Canadian Tire Corporation Limited v. Concord Adex Investments Limited, 2011 ONCA 354
CITATION: Canadian Tire Corporation Limited v. Concord Adex Investments Limited, 2011 ONCA 354
DATE: 20110509
DOCKET: C53177
COURT OF APPEAL FOR ONTARIO
Rosenberg, Simmons and Blair JJ.A.
BETWEEN
Canadian Tire Corporation Limited
Applicant/Appellant
and
Concord Adex Investments Limited, Concord Discovery Limited Partnership, Concord North York Limited Partnership, Concord North York Limited, The Crestmark Developments Limited Partnership and The Crestmark Developments Limited
Respondents/Respondents
Michael R. Kestenberg, for the appellant
Michael T. Tamblyn and Anthony Scane, for the respondents
Heard: May 2, 2011
On appeal from the judgment of Justice John R. R. Jennings of the Superior Court of Justice dated December 21, 2010.
ENDORSEMENT
[1] The appellant appeals from a judgment dismissing its request for rectification – based on mutual mistake – of a definition contained in an Agreement of Purchase and Sale under which the appellant was the vendor and the respondents were purchasers.
[2] Under the terms of the Agreement of Purchase and Sale, in the event the Gross Floor Area (“GFA”) of the purchased lands was subsequently increased by by-law beyond the “GFA” of the purchased lands as of the execution date of the Agreement of Purchase and Sale, the respondent agreed to pay the appellant additional consideration for the purchase of the lands.[^1]
[3] “GFA” is defined in the Agreement of Purchase and Sale as having the meaning “ascribed to the terms ‘residential gross floor area’ and ‘non-residential gross floor area’ as applicable in [City of Toronto] By-law No. 438/86, as amended to the date of this Agreement.”

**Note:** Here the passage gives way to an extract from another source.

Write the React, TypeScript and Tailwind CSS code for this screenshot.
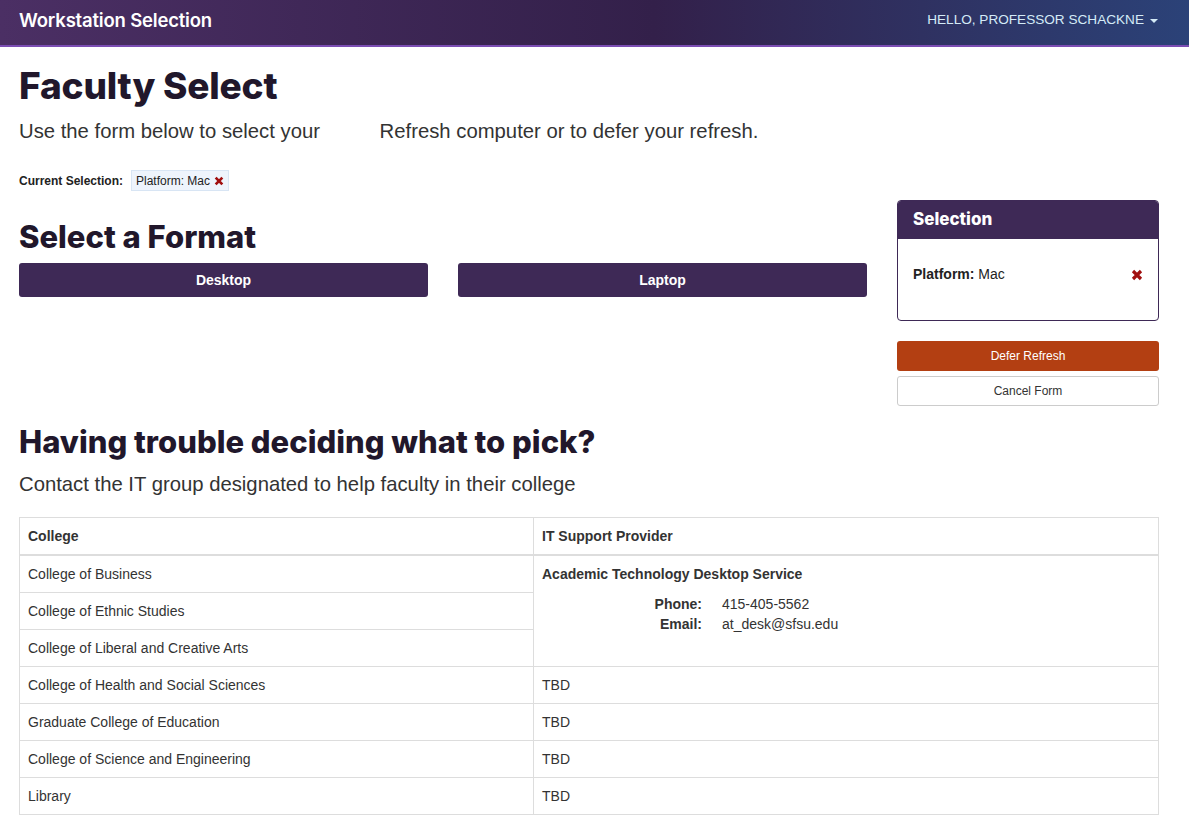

[4] Despite this definition of GFA, it is undisputed that the numeric references in the Agreement of Purchase and Sale to the GFA as of its date of execution were the same as the numeric references to the maximum GFA in a site specific by-law pertaining to the lands – and that those numbers were calculated using the definition of “Floor Area, Gross” in a predecessor North York By-law.

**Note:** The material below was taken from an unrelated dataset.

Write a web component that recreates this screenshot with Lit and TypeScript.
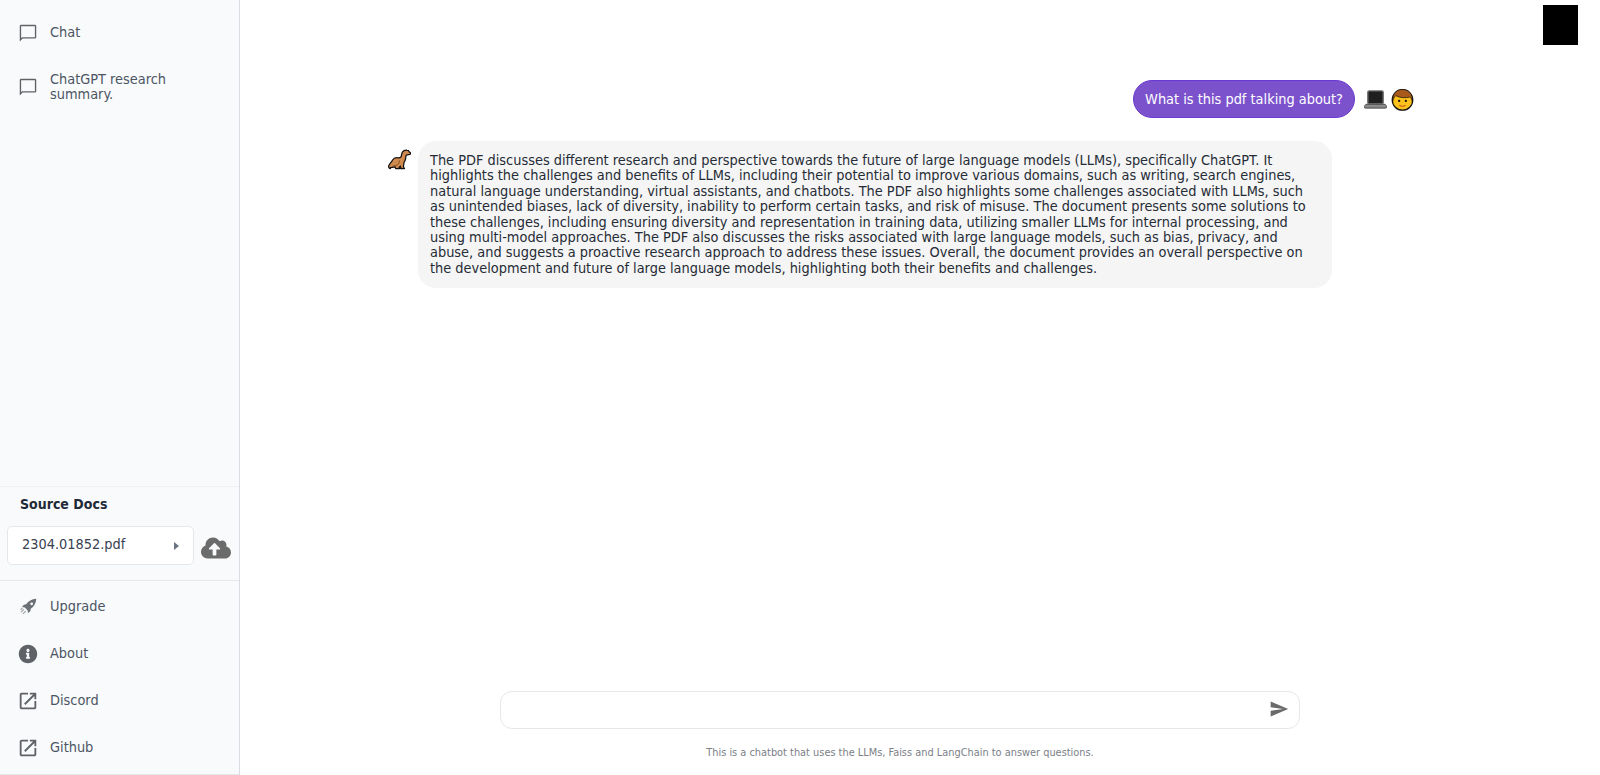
import { LitElement, html, css, svg } from "lit";
import { customElement } from "lit/decorators.js";

const icon = (d: string, vb = "0 0 24 24", cls = "ic") =>
  html`<svg class=${cls} viewBox=${vb} fill="currentColor"><path d=${d}></path></svg>`;

const CHAT = "M3 4.500C3 3.700 3.700 3 4.500 3h15c.8 0 1.500.7 1.500 1.500v12c0 .8-.7 1.500-1.500 1.500H6.200L3 21.200V4.500zM4.500 4.500v13l1.200-1h13.800v-12H4.500z";
const EXT = "M19 19H5V5h7V3H5c-1.110 0-2 .9-2 2v14c0 1.100.89 2 2 2h14c1.100 0 2-.9 2-2v-7h-2v7zM14 3v2h3.590l-9.830 9.830 1.410 1.410L19 6.410V10h2V3h-7z";
const INFO = "M256 8C119 8 8 119.100 8 256c0 137 111 248 248 248s248-111 248-248C504 119.100 393 8 256 8zm0 110c23.200 0 42 18.800 42 42s-18.800 42-42 42-42-18.800-42-42 18.800-42 42-42zm56 254c0 6.600-5.400 12-12 12h-88c-6.600 0-12-5.400-12-12v-24c0-6.600 5.400-12 12-12h12v-64h-12c-6.600 0-12-5.400-12-12v-24c0-6.600 5.400-12 12-12h64c6.600 0 12 5.400 12 12v100h12c6.600 0 12 5.400 12 12v24z";
const CLOUD = "M537.600 226.600c4.100-10.700 6.400-22.400 6.400-34.600 0-53-43-96-96-96-19.700 0-38.100 6-53.300 16.200C367 64.200 315.300 32 256 32c-88.400 0-160 71.600-160 160 0 2.700.1 5.400.2 8.100C40.200 219.800 0 273.200 0 336c0 79.500 64.500 144 144 144h368c70.700 0 128-57.300 128-128 0-61.900-44-113.600-102.400-125.400zM393.400 288H328v112c0 8.800-7.200 16-16 16h-48c-8.800 0-16-7.200-16-16V288h-65.400c-14.300 0-21.400-17.200-11.300-27.300l105.400-105.400c6.200-6.200 16.400-6.200 22.600 0l105.400 105.400c10.100 10.100 2.900 27.300-11.300 27.300z";
const SEND = "M2.010 21L23 12 2.010 3 2 10l15 2-15 2z";

const rocket = html`<svg class="ic rocket" viewBox="0 0 24 24">
  <path fill="currentColor" fill-rule="evenodd" d="M20.800 3C16 3.500 12.500 5.500 10 9L7.500 9.500 5.500 12l3 .5 3 3 .5 3 2.500-2 .5-2.500c3.500-2.500 5.500-6 6-10.500zM16 7a1.500 1.500 0 1 1 0 3 1.500 1.500 0 0 1 0-3z"></path>
  <path fill="none" stroke="currentColor" stroke-width="1.200" opacity=".65" d="M7.500 14.500l-3 3M9.500 16.500l-3 3M6 13l-2 2"></path>
</svg>`;

const laptop = svg`<rect x="4" y="3" width="16" height="13.500" rx="1.500" fill="#1f1f1f" stroke="#6b6b6b" stroke-width="1.500"/><path d="M2 17h20l2 2.500c0 .8-.6 1.500-1.500 1.500h-21C.6 21 0 20.300 0 19.500z" fill="#8a8a8a" stroke="#333" stroke-width=".8"/>`;
const boy = svg`<circle cx="12" cy="12.500" r="10.700" fill="#fcc21b" stroke="#111" stroke-width="1.300"/><path d="M1.800 14C.8 6 6 1.500 12 1.500S23.200 6 22.200 14c-.4-2-1-3.500-2.400-4.500C16 10.500 9 10.500 5 8 3.200 9.500 2.300 11.500 1.800 14z" fill="#a8591c" stroke="#111" stroke-width=".7"/><circle cx="8.500" cy="13.500" r="1.200" fill="#111"/><circle cx="15.500" cy="13.500" r="1.200" fill="#111"/><path d="M8.800 18c2 1.300 4.400 1.300 6.400 0" fill="none" stroke="#c0571b" stroke-width="1.200"/>`;
const dino = svg`<path d="M2.500 21.500c-1.800-.4-2.300-2.300-1.500-3.500 1.200-1.800 2.800-3.700 3.800-5.500C6 10.500 8 9.800 10.500 10.300c1.500.3 2.500-.3 3.200-1.300.6-1.500.4-3.200 1.300-4.700C16 2.800 18 2 19.800 2.200c1.400.1 2.100 1 2.500 1.900l1.200.9c.4.800 0 1.500-.9 1.700l-3.600.7c-.6 1.700-.3 3.600-1.100 5.300-.4 1-.7 1.500-1.100 2l-.3 1.800c-.2 1.300-.4 2.500-.3 3.500l1 1.500h-3.700l-.5-2.500-1.500 1 .7 1.500H8l-.5-1.800c-1.500.4-3.300.8-5 .8z" fill="#d08a4e" stroke="#111" stroke-width="1.300" stroke-linejoin="round"/><path d="M4.500 19c2-.5 5-.5 6.500-2.500 1-1.300.5-2.500 1-3.500" fill="none" stroke="#7a4a22" stroke-width="1"/>`;

@customElement("app-root")
export class AppRoot extends LitElement {
  static styles = css`
    :host { display: flex; height: 775px; overflow: hidden; background: #fff;
      font-family: "DejaVu Sans Condensed", "DejaVu Sans", sans-serif; font-size: 14.400px; color: #1f2937; position: relative; }
    * { box-sizing: border-box; }
    .side { width: 240px; flex: none; background: #f9fafb; border-right: 1px solid #d9dde3; display: flex; flex-direction: column; height: 775px; }
    .threads { flex: 1; padding-top: 9px; display: flex; flex-direction: column; }
    .item { display: flex; align-items: center; gap: 11px; padding: 0 17px; height: 47px; color: #4b5563; line-height: 15px; flex: none; }
    .item.tall { height: 61px; }
    .ic { width: 22px; height: 22px; flex: none; color: #5f6368; }
    .rocket { color: #6b6f76; }
    .docs { border-top: 1px solid #f0f1f4; height: 94px; padding: 0 7px; flex: none; }
    .docs h4 { margin: 0; padding: 9px 13px 0; height: 39px; font-size: 14px; font-weight: 700; color: #1f2937; line-height: 16px; }
    .row { display: flex; align-items: center; gap: 7px; }
    .select { width: 187px; height: 39px; background: #fff; border: 1px solid #e5e7eb; border-radius: 5px; display: flex; align-items: center; justify-content: space-between; padding: 0 14px 3px; color: #374151; }
    .tri { width: 0; height: 0; border-left: 5px solid #6b7280; border-top: 4.500px solid transparent; border-bottom: 4.500px solid transparent; margin-top: 3px; }
    .cloud { width: 30px; height: 24px; color: #6b6b6b; margin-top: 5px; flex: none; }
    .links { border-top: 1.500px solid #e5e7eb; padding-top: 2px; flex: none; height: 195px; border-bottom: 1px solid #e5e7eb; }
    .main { width: 1320px; flex: none; display: flex; flex-direction: column; }
    .log { flex: 1; padding-top: 80px; display: flex; flex-direction: column; align-items: center; }
    .wrap { width: 1030px; display: flex; flex-direction: column; gap: 23px; }
    .user { display: flex; justify-content: flex-end; gap: 9px; align-items: center; padding-right: 1px; }
    .ubub { background: #7c52cc; border: 1px solid #6a3bd0; color: #fff; border-radius: 19px; height: 38px; padding: 0 11px; display: flex; align-items: center; white-space: nowrap; }
    .emo { display: flex; gap: 4px; align-items: center; }
    .emo svg, .bot > svg { width: 23px; height: 23px; flex: none; }
    .bot { display: flex; gap: 7px; align-items: flex-start; padding-left: 3px; }
    .bot > svg { margin-top: 7px; }
    .bbub { width: 914px; background: #f5f5f5; border-radius: 18px; padding: 12px; line-height: 15.400px; color: #262c36; height: 147px; white-space: nowrap; }
    .foot { flex: none; height: 84px; display: flex; flex-direction: column; align-items: center; }
    .input { width: 800px; height: 38px; border: 1px solid #e5e7eb; border-radius: 12px; display: flex; align-items: center; justify-content: flex-end; padding: 0 10px 2px 0; background: #fff; flex: none; }
    .input svg { width: 20px; height: 20px; color: #6b6b6b; }
    .note { margin-top: 17px; font-size: 10.900px; line-height: 14px; color: #7b8088; }
    .sq { position: absolute; top: 5px; left: 1543px; width: 35px; height: 40px; background: #000; }
  `;

  render() {
    return html`
      <aside class="side">
        <div class="threads">
          <div class="item">${icon(CHAT)}<span>Chat</span></div>
          <div class="item tall">${icon(CHAT)}<span>ChatGPT research<br />summary.</span></div>
        </div>
        <div class="docs">
          <h4>Source Docs</h4>
          <div class="row">
            <div class="select"><span>2304.01852.pdf</span><i class="tri"></i></div>
            ${icon(CLOUD, "0 0 640 512", "cloud")}
          </div>
        </div>
        <div class="links">
          <div class="item">${rocket}<span>Upgrade</span></div>
          <div class="item">${icon(INFO, "-40 -40 592 592")}<span>About</span></div>
          <div class="item">${icon(EXT)}<span>Discord</span></div>
          <div class="item">${icon(EXT)}<span>Github</span></div>
        </div>
      </aside>
      <main class="main">
        <div class="log">
          <div class="wrap">
            <div class="user">
              <div class="ubub">What is this pdf talking about?</div>
              <div class="emo">
                <svg viewBox="0 0 24 24">${laptop}</svg>
                <svg viewBox="0 0 24 24">${boy}</svg>
              </div>
            </div>
            <div class="bot">
              <svg viewBox="0 0 24 24">${dino}</svg>
              <div class="bbub">
                The PDF discusses different research and perspective towards the future of large language models (LLMs), specifically ChatGPT. It<br />
                highlights the challenges and benefits of LLMs, including their potential to improve various domains, such as writing, search engines,<br />
                natural language understanding, virtual assistants, and chatbots. The PDF also highlights some challenges associated with LLMs, such<br />
                as unintended biases, lack of diversity, inability to perform certain tasks, and risk of misuse. The document presents some solutions to<br />
                these challenges, including ensuring diversity and representation in training data, utilizing smaller LLMs for internal processing, and<br />
                using multi-model approaches. The PDF also discusses the risks associated with large language models, such as bias, privacy, and<br />
                abuse, and suggests a proactive research approach to address these issues. Overall, the document provides an overall perspective on<br />
                the development and future of large language models, highlighting both their benefits and challenges.
              </div>
            </div>
          </div>
        </div>
        <div class="foot">
          <div class="input">${icon(SEND)}</div>
          <div class="note">This is a chatbot that uses the LLMs, Faiss and LangChain to answer questions.</div>
        </div>
      </main>
      <div class="sq"></div>
    `;
  }
}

[5] The application judge dismissed the appellant’s request to rectify the definition of GFA as set out in the Agreement of Purchase and Sale to correspond with the definition in the site specific By-law because he found that “although agreeing on the base square footage that was said to be calculated under the site specific By-law, [the parties] intended to provide for variation under the definition in the By-law contained in the contract.”
[6] The appellant contends that the trial judge erred in this finding and asks that we grant its application for rectification.
[7] In our view, this is not a case for rectification. Even if the trial judge erred in finding that it was the appellant’s intention that GFA be defined by reference to City of Toronto By-law 438/86, there was compelling evidence to support his finding that it was the respondent’s intention that the City of Toronto By-law definition be used to determine whether there was an increase in GFA beyond the specified GFA as of the date of execution of the agreement of purchase and sale. Counsel for the respondent made the respondent’s intention clear in a meeting at which the definition of GFA was discussed. Rectification based on mutual mistake is not available in these circumstances.
[8] The fact that the respondents may have mistakenly believed that the GFA specified as of the date of execution of the agreement of purchase and sale was calculated using the City of Toronto By-law does not alter this result. They agreed to a price adjustment premised on using the City of Toronto By-law definition of gross floor area.
[9] The appeal is therefore dismissed with costs fixed in the amount of $31,000 inclusive of all applicable taxes, as agreed by the parties.
“M. Rosenberg J.A.”
“Janet Simmons J.A.”
“R.A. Blair J.A.”
[^1]: This agreement was carried forward into the terms of a free-standing agreement signed on the date of closing.